[Web page code records]

■ ■ ■

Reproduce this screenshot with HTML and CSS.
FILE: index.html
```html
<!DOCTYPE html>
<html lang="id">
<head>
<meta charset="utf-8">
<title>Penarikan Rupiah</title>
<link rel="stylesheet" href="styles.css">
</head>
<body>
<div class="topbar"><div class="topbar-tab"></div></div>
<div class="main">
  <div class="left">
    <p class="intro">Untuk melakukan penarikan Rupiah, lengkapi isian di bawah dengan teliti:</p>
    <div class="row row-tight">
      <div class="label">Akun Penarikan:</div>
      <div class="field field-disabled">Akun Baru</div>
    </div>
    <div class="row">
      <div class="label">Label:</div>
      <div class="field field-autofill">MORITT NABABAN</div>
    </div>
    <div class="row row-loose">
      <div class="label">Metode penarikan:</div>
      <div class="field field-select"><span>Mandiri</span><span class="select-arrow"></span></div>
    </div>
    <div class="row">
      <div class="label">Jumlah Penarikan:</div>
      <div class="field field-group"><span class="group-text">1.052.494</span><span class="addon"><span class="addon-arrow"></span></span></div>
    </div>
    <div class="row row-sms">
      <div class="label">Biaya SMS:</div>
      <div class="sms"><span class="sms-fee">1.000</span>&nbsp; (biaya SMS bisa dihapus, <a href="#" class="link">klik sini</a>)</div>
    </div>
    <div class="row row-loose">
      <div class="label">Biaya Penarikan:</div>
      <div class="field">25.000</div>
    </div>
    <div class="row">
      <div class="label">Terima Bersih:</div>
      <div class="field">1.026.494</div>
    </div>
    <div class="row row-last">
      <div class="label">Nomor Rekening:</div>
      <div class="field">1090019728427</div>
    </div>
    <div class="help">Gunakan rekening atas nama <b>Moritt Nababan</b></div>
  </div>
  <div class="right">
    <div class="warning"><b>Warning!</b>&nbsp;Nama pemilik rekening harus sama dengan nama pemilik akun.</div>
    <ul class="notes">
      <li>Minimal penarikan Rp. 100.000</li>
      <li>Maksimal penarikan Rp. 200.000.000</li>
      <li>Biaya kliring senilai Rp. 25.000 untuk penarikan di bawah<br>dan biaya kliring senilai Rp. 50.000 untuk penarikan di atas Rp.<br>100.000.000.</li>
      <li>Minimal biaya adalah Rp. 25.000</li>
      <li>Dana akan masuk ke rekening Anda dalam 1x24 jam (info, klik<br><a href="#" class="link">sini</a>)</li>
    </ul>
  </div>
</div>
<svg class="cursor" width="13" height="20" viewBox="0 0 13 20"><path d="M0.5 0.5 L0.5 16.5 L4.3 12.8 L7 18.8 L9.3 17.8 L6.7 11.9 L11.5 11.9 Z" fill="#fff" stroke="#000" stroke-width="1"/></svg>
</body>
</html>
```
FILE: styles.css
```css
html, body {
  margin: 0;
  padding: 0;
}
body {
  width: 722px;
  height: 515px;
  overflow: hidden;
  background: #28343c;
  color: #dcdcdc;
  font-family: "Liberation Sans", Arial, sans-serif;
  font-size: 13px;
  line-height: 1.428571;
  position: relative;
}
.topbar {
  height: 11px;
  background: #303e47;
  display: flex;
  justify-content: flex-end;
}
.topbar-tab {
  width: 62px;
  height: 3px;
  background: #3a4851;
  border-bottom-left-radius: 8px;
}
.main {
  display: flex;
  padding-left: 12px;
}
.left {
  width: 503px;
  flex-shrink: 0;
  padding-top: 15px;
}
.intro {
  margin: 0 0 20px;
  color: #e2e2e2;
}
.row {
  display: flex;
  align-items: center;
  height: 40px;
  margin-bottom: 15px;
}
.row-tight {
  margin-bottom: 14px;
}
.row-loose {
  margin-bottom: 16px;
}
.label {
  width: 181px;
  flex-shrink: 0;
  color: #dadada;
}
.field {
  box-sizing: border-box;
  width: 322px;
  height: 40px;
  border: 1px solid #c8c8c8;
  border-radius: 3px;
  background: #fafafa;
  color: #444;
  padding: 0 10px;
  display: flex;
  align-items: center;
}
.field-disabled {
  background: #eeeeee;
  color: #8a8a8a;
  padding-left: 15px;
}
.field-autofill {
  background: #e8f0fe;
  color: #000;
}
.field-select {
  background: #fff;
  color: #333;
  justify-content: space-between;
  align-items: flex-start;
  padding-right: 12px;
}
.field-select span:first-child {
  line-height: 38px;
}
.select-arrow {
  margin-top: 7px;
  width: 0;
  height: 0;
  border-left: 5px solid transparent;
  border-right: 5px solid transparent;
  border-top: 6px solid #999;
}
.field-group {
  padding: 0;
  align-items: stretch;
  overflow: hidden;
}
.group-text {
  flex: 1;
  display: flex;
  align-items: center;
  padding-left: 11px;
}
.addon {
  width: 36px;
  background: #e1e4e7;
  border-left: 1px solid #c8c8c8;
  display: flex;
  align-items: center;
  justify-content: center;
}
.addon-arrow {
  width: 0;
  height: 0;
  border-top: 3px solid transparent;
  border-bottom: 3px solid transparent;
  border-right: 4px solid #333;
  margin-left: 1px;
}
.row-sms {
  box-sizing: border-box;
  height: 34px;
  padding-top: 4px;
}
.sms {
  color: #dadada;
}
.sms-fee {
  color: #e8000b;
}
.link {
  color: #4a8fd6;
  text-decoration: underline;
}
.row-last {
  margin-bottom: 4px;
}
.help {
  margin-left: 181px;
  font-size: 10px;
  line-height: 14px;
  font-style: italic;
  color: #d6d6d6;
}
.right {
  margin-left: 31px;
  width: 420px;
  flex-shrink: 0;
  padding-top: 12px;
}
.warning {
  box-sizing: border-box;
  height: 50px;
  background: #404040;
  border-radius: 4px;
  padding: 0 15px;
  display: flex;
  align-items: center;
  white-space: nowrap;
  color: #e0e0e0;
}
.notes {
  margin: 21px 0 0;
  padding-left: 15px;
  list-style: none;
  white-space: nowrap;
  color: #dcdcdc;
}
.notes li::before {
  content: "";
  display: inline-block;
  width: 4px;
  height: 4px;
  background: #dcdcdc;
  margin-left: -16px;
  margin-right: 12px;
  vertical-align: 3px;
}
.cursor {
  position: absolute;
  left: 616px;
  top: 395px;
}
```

■ ■ ■

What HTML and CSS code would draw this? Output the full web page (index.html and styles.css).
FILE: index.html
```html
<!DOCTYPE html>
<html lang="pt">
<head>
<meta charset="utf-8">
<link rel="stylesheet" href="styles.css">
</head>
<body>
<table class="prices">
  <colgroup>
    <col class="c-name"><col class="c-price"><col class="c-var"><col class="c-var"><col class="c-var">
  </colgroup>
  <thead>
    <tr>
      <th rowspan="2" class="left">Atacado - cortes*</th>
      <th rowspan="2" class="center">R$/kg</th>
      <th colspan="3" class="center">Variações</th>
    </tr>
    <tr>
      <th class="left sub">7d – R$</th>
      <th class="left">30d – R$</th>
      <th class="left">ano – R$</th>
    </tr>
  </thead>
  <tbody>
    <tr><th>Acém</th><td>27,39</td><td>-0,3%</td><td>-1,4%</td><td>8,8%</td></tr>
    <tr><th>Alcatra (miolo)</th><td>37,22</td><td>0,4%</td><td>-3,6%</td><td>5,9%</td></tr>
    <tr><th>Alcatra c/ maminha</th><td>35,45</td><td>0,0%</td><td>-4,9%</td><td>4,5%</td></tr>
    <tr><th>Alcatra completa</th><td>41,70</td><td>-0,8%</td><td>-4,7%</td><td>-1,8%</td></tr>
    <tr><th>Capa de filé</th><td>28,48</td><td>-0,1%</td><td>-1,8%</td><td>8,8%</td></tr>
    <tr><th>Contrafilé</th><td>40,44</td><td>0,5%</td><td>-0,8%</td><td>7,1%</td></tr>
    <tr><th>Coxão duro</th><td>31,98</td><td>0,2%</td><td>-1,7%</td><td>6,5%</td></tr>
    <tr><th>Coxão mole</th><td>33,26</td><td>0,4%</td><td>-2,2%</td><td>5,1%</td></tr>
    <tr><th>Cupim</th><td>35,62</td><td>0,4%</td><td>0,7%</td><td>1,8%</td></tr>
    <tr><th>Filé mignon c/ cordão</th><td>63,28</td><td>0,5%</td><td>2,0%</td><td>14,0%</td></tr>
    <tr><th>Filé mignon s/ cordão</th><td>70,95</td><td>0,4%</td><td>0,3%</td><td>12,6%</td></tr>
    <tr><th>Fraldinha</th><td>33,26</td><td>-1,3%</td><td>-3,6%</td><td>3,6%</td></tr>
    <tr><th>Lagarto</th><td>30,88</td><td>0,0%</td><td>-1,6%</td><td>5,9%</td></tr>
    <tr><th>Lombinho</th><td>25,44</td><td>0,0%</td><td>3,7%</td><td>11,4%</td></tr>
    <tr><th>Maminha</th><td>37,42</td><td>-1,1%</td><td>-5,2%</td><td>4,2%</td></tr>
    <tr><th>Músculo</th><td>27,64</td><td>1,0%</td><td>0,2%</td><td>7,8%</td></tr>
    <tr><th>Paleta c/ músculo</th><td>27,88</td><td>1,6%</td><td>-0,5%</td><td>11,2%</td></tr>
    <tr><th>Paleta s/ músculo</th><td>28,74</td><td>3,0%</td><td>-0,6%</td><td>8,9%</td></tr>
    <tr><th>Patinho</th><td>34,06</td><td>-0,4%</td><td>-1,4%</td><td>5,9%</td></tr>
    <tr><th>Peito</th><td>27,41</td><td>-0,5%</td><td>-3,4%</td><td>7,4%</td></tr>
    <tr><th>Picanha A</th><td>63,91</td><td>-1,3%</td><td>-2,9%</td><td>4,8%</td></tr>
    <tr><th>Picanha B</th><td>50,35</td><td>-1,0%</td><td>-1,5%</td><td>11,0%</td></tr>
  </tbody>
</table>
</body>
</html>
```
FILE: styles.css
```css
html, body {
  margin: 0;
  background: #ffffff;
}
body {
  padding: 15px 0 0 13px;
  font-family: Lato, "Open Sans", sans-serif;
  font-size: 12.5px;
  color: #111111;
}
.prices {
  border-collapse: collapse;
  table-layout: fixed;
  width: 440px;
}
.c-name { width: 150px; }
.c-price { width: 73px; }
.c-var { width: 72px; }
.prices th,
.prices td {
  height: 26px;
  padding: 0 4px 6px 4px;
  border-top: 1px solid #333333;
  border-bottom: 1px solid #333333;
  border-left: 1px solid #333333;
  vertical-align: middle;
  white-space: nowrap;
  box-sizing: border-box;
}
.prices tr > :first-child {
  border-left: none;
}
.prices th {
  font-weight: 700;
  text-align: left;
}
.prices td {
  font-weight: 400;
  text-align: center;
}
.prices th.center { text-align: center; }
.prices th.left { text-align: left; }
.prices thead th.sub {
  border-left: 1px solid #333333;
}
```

■ ■ ■

Take every line that includes the string "this" and copy it.

• _Answer to the task_:
Reproduce this screenshot with HTML and CSS.
What HTML and CSS code would draw this? Output the full web page (index.html and styles.css).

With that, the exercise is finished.